[Start Collected material]

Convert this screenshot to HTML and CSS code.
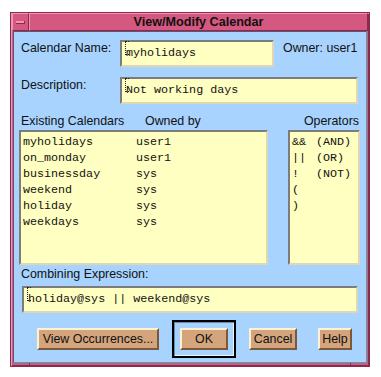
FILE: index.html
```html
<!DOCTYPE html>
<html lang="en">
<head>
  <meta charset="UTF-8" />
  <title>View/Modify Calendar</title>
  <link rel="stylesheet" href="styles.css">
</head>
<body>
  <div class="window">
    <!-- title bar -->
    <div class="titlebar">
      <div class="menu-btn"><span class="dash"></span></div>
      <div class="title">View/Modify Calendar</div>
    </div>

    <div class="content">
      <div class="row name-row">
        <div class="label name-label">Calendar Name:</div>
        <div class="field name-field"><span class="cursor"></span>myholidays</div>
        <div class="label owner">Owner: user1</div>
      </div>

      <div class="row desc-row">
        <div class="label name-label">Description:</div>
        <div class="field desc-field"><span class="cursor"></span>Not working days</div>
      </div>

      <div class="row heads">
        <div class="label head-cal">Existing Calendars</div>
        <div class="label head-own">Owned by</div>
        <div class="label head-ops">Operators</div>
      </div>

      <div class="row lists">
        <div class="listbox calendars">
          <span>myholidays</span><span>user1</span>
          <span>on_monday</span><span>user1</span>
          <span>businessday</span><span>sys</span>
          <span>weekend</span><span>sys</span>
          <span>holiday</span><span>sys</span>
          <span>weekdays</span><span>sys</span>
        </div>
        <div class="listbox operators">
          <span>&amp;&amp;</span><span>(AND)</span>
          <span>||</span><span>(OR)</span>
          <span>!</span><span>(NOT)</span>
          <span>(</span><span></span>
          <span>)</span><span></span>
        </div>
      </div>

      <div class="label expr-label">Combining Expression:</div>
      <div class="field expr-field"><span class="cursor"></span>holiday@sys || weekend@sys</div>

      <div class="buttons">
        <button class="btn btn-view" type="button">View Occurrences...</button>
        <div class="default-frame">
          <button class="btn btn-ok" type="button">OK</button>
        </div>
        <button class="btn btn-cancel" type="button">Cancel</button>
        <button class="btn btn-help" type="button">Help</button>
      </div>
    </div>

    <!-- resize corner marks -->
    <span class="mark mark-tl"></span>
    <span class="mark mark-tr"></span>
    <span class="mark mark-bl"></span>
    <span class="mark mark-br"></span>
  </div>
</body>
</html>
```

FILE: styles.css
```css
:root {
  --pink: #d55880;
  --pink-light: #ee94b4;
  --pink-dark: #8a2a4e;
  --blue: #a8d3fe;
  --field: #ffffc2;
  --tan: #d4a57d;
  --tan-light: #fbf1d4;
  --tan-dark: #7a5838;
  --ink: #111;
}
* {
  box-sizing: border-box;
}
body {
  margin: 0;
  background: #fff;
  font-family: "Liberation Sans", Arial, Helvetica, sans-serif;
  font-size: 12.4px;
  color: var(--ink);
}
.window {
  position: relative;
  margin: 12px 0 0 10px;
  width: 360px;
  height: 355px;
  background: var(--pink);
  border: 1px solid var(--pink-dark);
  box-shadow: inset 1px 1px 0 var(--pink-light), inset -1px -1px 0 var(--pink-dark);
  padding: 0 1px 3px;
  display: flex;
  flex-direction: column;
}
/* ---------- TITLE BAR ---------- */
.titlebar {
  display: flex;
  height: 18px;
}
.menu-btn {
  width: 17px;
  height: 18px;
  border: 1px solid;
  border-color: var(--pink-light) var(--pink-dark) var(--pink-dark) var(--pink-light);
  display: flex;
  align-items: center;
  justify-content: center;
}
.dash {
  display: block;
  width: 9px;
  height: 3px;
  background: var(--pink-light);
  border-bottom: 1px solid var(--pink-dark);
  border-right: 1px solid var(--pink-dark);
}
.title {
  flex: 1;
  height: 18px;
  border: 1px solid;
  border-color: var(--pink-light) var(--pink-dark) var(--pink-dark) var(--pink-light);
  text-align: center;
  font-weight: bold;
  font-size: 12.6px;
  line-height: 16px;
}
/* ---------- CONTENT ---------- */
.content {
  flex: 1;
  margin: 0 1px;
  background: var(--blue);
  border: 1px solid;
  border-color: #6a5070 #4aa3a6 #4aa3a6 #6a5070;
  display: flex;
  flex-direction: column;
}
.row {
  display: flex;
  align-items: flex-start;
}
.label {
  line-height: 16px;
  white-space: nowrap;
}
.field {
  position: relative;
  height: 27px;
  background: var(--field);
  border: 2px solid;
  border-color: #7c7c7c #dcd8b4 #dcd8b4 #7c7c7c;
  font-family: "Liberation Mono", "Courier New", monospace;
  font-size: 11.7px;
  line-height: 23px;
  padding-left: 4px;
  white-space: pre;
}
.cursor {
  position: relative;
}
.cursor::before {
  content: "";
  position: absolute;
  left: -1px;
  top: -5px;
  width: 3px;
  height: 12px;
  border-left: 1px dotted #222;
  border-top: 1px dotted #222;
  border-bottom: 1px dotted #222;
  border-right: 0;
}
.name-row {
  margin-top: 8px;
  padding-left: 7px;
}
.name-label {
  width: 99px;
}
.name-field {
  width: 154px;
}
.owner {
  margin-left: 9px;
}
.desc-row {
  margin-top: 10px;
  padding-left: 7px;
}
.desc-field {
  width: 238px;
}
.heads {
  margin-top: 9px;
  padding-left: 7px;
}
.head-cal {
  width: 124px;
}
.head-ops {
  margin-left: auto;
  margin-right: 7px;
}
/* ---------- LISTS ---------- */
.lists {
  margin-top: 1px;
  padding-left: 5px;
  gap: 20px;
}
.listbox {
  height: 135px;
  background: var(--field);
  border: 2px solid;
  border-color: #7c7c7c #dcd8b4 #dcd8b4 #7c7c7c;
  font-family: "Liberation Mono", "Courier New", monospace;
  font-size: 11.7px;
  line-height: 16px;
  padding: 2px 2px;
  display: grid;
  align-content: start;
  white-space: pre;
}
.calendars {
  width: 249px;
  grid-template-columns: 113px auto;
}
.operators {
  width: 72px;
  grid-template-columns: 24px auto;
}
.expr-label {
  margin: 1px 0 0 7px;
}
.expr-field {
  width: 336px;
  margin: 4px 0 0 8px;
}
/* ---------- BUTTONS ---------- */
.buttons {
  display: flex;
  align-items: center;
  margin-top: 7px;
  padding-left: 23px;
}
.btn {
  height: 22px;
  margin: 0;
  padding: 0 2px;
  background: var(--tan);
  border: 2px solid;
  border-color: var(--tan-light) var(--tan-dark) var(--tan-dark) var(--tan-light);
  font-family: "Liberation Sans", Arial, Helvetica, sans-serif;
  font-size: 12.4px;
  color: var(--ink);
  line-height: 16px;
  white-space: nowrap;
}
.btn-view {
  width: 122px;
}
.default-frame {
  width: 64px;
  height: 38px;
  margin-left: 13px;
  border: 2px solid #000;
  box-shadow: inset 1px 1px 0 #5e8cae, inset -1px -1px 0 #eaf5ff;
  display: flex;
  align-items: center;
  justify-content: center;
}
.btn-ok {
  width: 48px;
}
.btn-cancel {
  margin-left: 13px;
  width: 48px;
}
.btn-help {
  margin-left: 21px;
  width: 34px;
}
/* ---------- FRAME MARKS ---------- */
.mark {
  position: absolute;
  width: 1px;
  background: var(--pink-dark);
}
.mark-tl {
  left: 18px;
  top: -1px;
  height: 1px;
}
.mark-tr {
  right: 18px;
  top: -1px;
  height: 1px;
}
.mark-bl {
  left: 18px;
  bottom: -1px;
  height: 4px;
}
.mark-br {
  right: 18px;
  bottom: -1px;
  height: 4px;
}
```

[End Collected material]

→ **Stated exercise**: All of the material above is to be copied exactly, except for its images.

→ **Task output**:
Convert this screenshot to HTML and CSS code.
FILE: index.html
```html
<!DOCTYPE html>
<html lang="en">
<head>
  <meta charset="UTF-8" />
  <title>View/Modify Calendar</title>
  <link rel="stylesheet" href="styles.css">
</head>
<body>
  <div class="window">
    <!-- title bar -->
    <div class="titlebar">
      <div class="menu-btn"><span class="dash"></span></div>
      <div class="title">View/Modify Calendar</div>
    </div>

    <div class="content">
      <div class="row name-row">
        <div class="label name-label">Calendar Name:</div>
        <div class="field name-field"><span class="cursor"></span>myholidays</div>
        <div class="label owner">Owner: user1</div>
      </div>

      <div class="row desc-row">
        <div class="label name-label">Description:</div>
        <div class="field desc-field"><span class="cursor"></span>Not working days</div>
      </div>

      <div class="row heads">
        <div class="label head-cal">Existing Calendars</div>
        <div class="label head-own">Owned by</div>
        <div class="label head-ops">Operators</div>
      </div>

      <div class="row lists">
        <div class="listbox calendars">
          <span>myholidays</span><span>user1</span>
          <span>on_monday</span><span>user1</span>
          <span>businessday</span><span>sys</span>
          <span>weekend</span><span>sys</span>
          <span>holiday</span><span>sys</span>
          <span>weekdays</span><span>sys</span>
        </div>
        <div class="listbox operators">
          <span>&amp;&amp;</span><span>(AND)</span>
          <span>||</span><span>(OR)</span>
          <span>!</span><span>(NOT)</span>
          <span>(</span><span></span>
          <span>)</span><span></span>
        </div>
      </div>

      <div class="label expr-label">Combining Expression:</div>
      <div class="field expr-field"><span class="cursor"></span>holiday@sys || weekend@sys</div>

      <div class="buttons">
        <button class="btn btn-view" type="button">View Occurrences...</button>
        <div class="default-frame">
          <button class="btn btn-ok" type="button">OK</button>
        </div>
        <button class="btn btn-cancel" type="button">Cancel</button>
        <button class="btn btn-help" type="button">Help</button>
      </div>
    </div>

    <!-- resize corner marks -->
    <span class="mark mark-tl"></span>
    <span class="mark mark-tr"></span>
    <span class="mark mark-bl"></span>
    <span class="mark mark-br"></span>
  </div>
</body>
</html>
```

FILE: styles.css
```css
:root {
  --pink: #d55880;
  --pink-light: #ee94b4;
  --pink-dark: #8a2a4e;
  --blue: #a8d3fe;
  --field: #ffffc2;
  --tan: #d4a57d;
  --tan-light: #fbf1d4;
  --tan-dark: #7a5838;
  --ink: #111;
}
* {
  box-sizing: border-box;
}
body {
  margin: 0;
  background: #fff;
  font-family: "Liberation Sans", Arial, Helvetica, sans-serif;
  font-size: 12.4px;
  color: var(--ink);
}
.window {
  position: relative;
  margin: 12px 0 0 10px;
  width: 360px;
  height: 355px;
  background: var(--pink);
  border: 1px solid var(--pink-dark);
  box-shadow: inset 1px 1px 0 var(--pink-light), inset -1px -1px 0 var(--pink-dark);
  padding: 0 1px 3px;
  display: flex;
  flex-direction: column;
}
/* ---------- TITLE BAR ---------- */
.titlebar {
  display: flex;
  height: 18px;
}
.menu-btn {
  width: 17px;
  height: 18px;
  border: 1px solid;
  border-color: var(--pink-light) var(--pink-dark) var(--pink-dark) var(--pink-light);
  display: flex;
  align-items: center;
  justify-content: center;
}
.dash {
  display: block;
  width: 9px;
  height: 3px;
  background: var(--pink-light);
  border-bottom: 1px solid var(--pink-dark);
  border-right: 1px solid var(--pink-dark);
}
.title {
  flex: 1;
  height: 18px;
  border: 1px solid;
  border-color: var(--pink-light) var(--pink-dark) var(--pink-dark) var(--pink-light);
  text-align: center;
  font-weight: bold;
  font-size: 12.6px;
  line-height: 16px;
}
/* ---------- CONTENT ---------- */
.content {
  flex: 1;
  margin: 0 1px;
  background: var(--blue);
  border: 1px solid;
  border-color: #6a5070 #4aa3a6 #4aa3a6 #6a5070;
  display: flex;
  flex-direction: column;
}
.row {
  display: flex;
  align-items: flex-start;
}
.label {
  line-height: 16px;
  white-space: nowrap;
}
.field {
  position: relative;
  height: 27px;
  background: var(--field);
  border: 2px solid;
  border-color: #7c7c7c #dcd8b4 #dcd8b4 #7c7c7c;
  font-family: "Liberation Mono", "Courier New", monospace;
  font-size: 11.7px;
  line-height: 23px;
  padding-left: 4px;
  white-space: pre;
}
.cursor {
  position: relative;
}
.cursor::before {
  content: "";
  position: absolute;
  left: -1px;
  top: -5px;
  width: 3px;
  height: 12px;
  border-left: 1px dotted #222;
  border-top: 1px dotted #222;
  border-bottom: 1px dotted #222;
  border-right: 0;
}
.name-row {
  margin-top: 8px;
  padding-left: 7px;
}
.name-label {
  width: 99px;
}
.name-field {
  width: 154px;
}
.owner {
  margin-left: 9px;
}
.desc-row {
  margin-top: 10px;
  padding-left: 7px;
}
.desc-field {
  width: 238px;
}
.heads {
  margin-top: 9px;
  padding-left: 7px;
}
.head-cal {
  width: 124px;
}
.head-ops {
  margin-left: auto;
  margin-right: 7px;
}
/* ---------- LISTS ---------- */
.lists {
  margin-top: 1px;
  padding-left: 5px;
  gap: 20px;
}
.listbox {
  height: 135px;
  background: var(--field);
  border: 2px solid;
  border-color: #7c7c7c #dcd8b4 #dcd8b4 #7c7c7c;
  font-family: "Liberation Mono", "Courier New", monospace;
  font-size: 11.7px;
  line-height: 16px;
  padding: 2px 2px;
  display: grid;
  align-content: start;
  white-space: pre;
}
.calendars {
  width: 249px;
  grid-template-columns: 113px auto;
}
.operators {
  width: 72px;
  grid-template-columns: 24px auto;
}
.expr-label {
  margin: 1px 0 0 7px;
}
.expr-field {
  width: 336px;
  margin: 4px 0 0 8px;
}
/* ---------- BUTTONS ---------- */
.buttons {
  display: flex;
  align-items: center;
  margin-top: 7px;
  padding-left: 23px;
}
.btn {
  height: 22px;
  margin: 0;
  padding: 0 2px;
  background: var(--tan);
  border: 2px solid;
  border-color: var(--tan-light) var(--tan-dark) var(--tan-dark) var(--tan-light);
  font-family: "Liberation Sans", Arial, Helvetica, sans-serif;
  font-size: 12.4px;
  color: var(--ink);
  line-height: 16px;
  white-space: nowrap;
}
.btn-view {
  width: 122px;
}
.default-frame {
  width: 64px;
  height: 38px;
  margin-left: 13px;
  border: 2px solid #000;
  box-shadow: inset 1px 1px 0 #5e8cae, inset -1px -1px 0 #eaf5ff;
  display: flex;
  align-items: center;
  justify-content: center;
}
.btn-ok {
  width: 48px;
}
.btn-cancel {
  margin-left: 13px;
  width: 48px;
}
.btn-help {
  margin-left: 21px;
  width: 34px;
}
/* ---------- FRAME MARKS ---------- */
.mark {
  position: absolute;
  width: 1px;
  background: var(--pink-dark);
}
.mark-tl {
  left: 18px;
  top: -1px;
  height: 1px;
}
.mark-tr {
  right: 18px;
  top: -1px;
  height: 1px;
}
.mark-bl {
  left: 18px;
  bottom: -1px;
  height: 4px;
}
.mark-br {
  right: 18px;
  bottom: -1px;
  height: 4px;
}
```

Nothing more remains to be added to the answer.